The Sadies encountered many Canadian legends, and what greater badge of honor could there be than recording a song with Neil Young? They connected with Young for 2010 tribute album Garth Hudson Presents A Canadian Celebration Of The Band. After that, the Sadies were invited to open for Young & Crazy Horse on a Canadian tour.
The band’s collaborative attitude resulted in numerous enticing pairings. The Sadies played with Case on 2004 live album Tigers Have Spoken and made Country Club, a 2009 LP with Doe. Their rapport with Downie led them to record 2014’s And The Conquering Sun, released three years before the Tragically Hip frontman passed away. The Sadies made two albums with late soul legend Andre Williams and recorded Mayors Of The Moon with Jon Langford of the Mekons.
It was Case who brought the Sadies to Chicago, where they recorded with Steve Albini. They toured with Blue Rodeo and worked with that band’s Greg Keelor, who produced 2001’s Tremendous Efforts. The Sadies recorded and toured with Jon Spencer in rockabilly outfit Heavy Trash, and their friend Gary Louris of the Jayhawks produced two Sadies records, 2007’s New Seasons and 2010’s Darker Circles. They also collaborated with everyone from Robyn Hitchcock to Buffy Sainte-Marie to Kurt Vile.

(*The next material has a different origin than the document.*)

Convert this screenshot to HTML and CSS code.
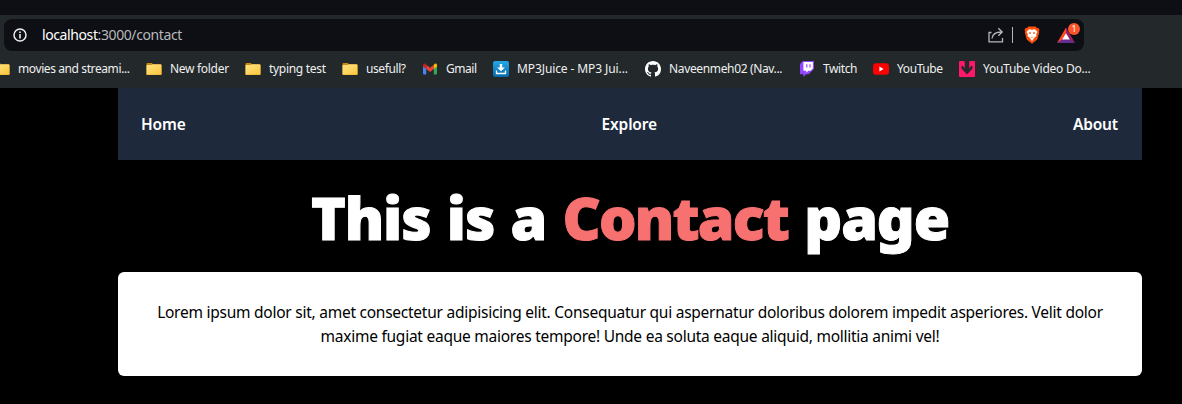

For a real sense of the Sadies and their fellowship, check out 2006 double album In Concert Volume One. It’s a grand live summit featuring the group and their friends (including Case, Louris, Spencer, Hudson, Langford, Albini, Keelor and Kelly Hogan) and family (dad Bruce, uncles Brian and Larry, plus mom Margaret) that’s highly reminiscent of the Band’s classic The Last Waltz.
The Sadies released 10 studio albums of their own. Each one was a step forward, and their depth and determination came through loud and clear. Underneath the strum und twang, the flashback flourishes and the roots-rock renderings were decades of loving history. There are wide-open spaces in this music.
The Sadies are still yours to discover. R.I.P. Dallas Good (1973-2022).